Leveraging AWS Glue, S3, and SageMaker saves time on infrastructure management, letting us focus on transparency and blockchain integrations.
Opening your codebase to the public invites feedback, bug fixes, and innovative ideas. Blockchain’s immutable record also serves as a public trust layer for any modifications.
Next Steps & Future Plans
Choosing a Blockchain
We’re evaluating different blockchains for storing Cassandra’s prediction changes—factors include transaction costs, scalability, and developer ecosystem.
Enhanced Real-Time Streaming
Integrating Amazon Kinesis or a similar service could enable continuous model updates and near-instantaneous blockchain logging.
Expanded Crypto Payment Options
While Bitcoin is our first supported cryptocurrency, future updates may include Ethereum or other blockchain assets for donations.
Live Demo & Documentation
A publicly accessible site will allow users to test predictions, track the model’s performance, and explore how funds are utilized.
Advanced Data Visualizations
Charts, graphs, and interactive dashboards in the Vue.js frontend could make it even easier to interpret predictions and on-chain records.
Conclusion
Cassandra stands at the intersection of open-source machine learning, transparent prediction markets, and decentralized finance.
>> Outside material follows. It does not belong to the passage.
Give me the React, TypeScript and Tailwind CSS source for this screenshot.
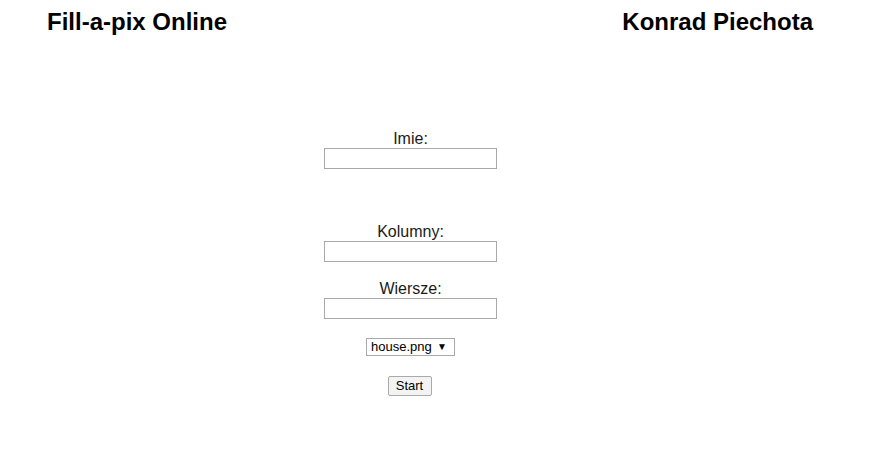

By combining AWS infrastructure, microservices, a user-friendly Vue.js interface, and blockchain technology, Cassandra offers a compelling alternative to traditional prediction platforms.
- For Myself: It’s a hands-on tutorial in building scalable, cloud-native applications with real-time inference.
- For Future Users: It’s a transparent window into how predictions are formed, with the added benefit of verifying historical data on the blockchain.
- For Donors: It’s a way to directly contribute to the growth and sustainability of an open-source prediction platform.
As the project matures, we look forward to integrating new blockchains, expanding crypto payment options, and delivering more frequent, reliable predictions—all while keeping every step transparent and verifiable.